Não é difícil assistir à morte de um jornal ou revista...
No Brasil, nas últimas décadas, dezenas deles desapareceram, muitos no Rio de Janeiro.
A bola da vez é o já saudoso Jornal do Brasil, onde, aliás, trabalhei nos anos 80.
Doloroso é acompanhar sua agonia, ouvir o viúvo lamento de seus leitores, lembrar a importância (e valor) da fotografia em suas páginas.
A ironia é que o princípio do fim do JB está ligado a uma fotografia...
Em plenos Anos Dourados, governo Juscelino Kubitschek, agosto de 1958, uma importante missão americana, sob o comando do Secretário de Estado John Foster Dulles em pessoa, veio ao Brasil para tratar da situação do petróleo, tema da recente campanha nacionalista “O petróleo é nosso”.
No início de uma reunião no Palácio Laranjeiras, no tradicional tempo dado aos fotógrafos e cinegrafistas para o registro dos cumprimentos, o fotógrafo do Jornal do Brasil, Antonio Andrade fez a foto polêmica. A foto “dá a impressão de que JK estende a mão, suplicante, ao secretário norte-americano, que por sua vez parece que está abrindo uma carteira à cata de dinheiro”.
O Jornal do Brasil publicou a fotografia em sua primeira página sob o título ‘Me dá um dinheiro aí’, em alusão à modinha de carnaval de recente sucesso, mote intensamente repercutido pela oposição, capitaneada por Carlos Lacerda.
Versão de Moacyr Franco para a marchinha 'Me dá um dinheiro aí’,
trecho do filme Entrei de Gaiato, de 1959.
Para a História do Brasil, uma espécie de imagem-símbolo do relacionamento político e econômico, por décadas, entre Brasil e Estados Unidos.
Na História do Jornal do Brasil, consequências trágicas: JK puniu o jornal com o cancelamento da concessão de um canal de televisão, que já estaria em sua mesa para ser assinada. O JB seria o segundo jornal a ter um canal de TV – a Tupi pertencia aos Diários Associados, de Assis Chateaubriand –, o mesmo que, mais tarde, seria dado a O Globo, de Roberto Marinho.
Uma perda cuja mágoa jamais seria esquecida.

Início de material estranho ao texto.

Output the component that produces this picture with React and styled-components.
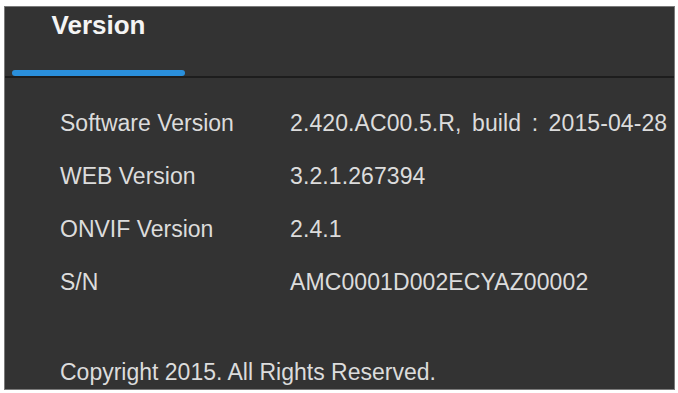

Embora o jornal tenha tido ainda grandes momentos, outros fatores influenciaram na sua decadência (leia, clicando aqui, a iconoclasta versão de Paulo Henrique Amorim, editor do jornal na década de 80).

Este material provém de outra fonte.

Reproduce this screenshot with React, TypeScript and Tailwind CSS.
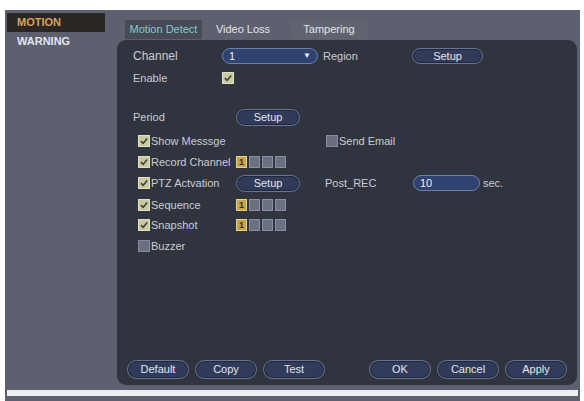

Curiosamente, esta imagem teve gênese relativamente prosaica, mera conseqüência da disciplina profissional do fotógrafo, à procura de uma foto diferente: “Na verdade, Andrade só procurou seguir as normas do jornal e seu instinto, quando o cinegrafista Jean Manzon (que na hora estava atrás de Dulles mas não aparece na cena) pediu ao presidente que posasse junto ao secretário, para registro. JK teria dito ‘Mas, agora?’ ao mesmo tempo em que Dulles consultava sua agenda. Daí as mãos de JK e o gesto do norte-americano.”
.
Uma descrição dos acontecimentos (a partir da matéria citada, publicada em 1998 pelo Paparazzi, jornal da Associação Profissional dos Repórteres Fotográficos e Cinematográficos do Rio de Janeiro, ARFOC/Rio) pode ser lida em A história da foto de Antônio Andrade, material de referência para a dissertação de mestrado A História bem na Foto: fotojornalistas e a consciência da história, deste autor.
Antonio Andrade nasceu na Bahia, veio para o Rio se alistar e começou a fotografar em 1949 no jornal Imprensa Popular,“voz” do PCB, então perseguido pelo governo Dutra. Passou por O Globo e foi para a Tribuna da Imprensa em 1955. Entrou no JB quando da famosa reforma gráfica de 1956. Em 1960, volta à Tribuna da Imprensa como editor de Fotografia. Foi, por seis meses, correspondente da agência cubana Prensa Latina no Brasil, fotografando a visita de Che Guevara. Passou um tempo na Bahia e voltou para a Revista Manchete em 1966. Ganhou o Prêmio Esso de 1967 com uma foto publicada em Fatos & Fotos em que bombeiros salvam uma grávida arrastada por enxurrada na Tijuca. Esteve seis meses no Correio da Manhã e voltou para o JB, até 1980, e novamente O Globo, daí até 1986. Foi editor de Fotografia do jornal da Vale do Rio Doce até a privatização da empresa em 1997 e, depois da aposentadoria, seu colaborador.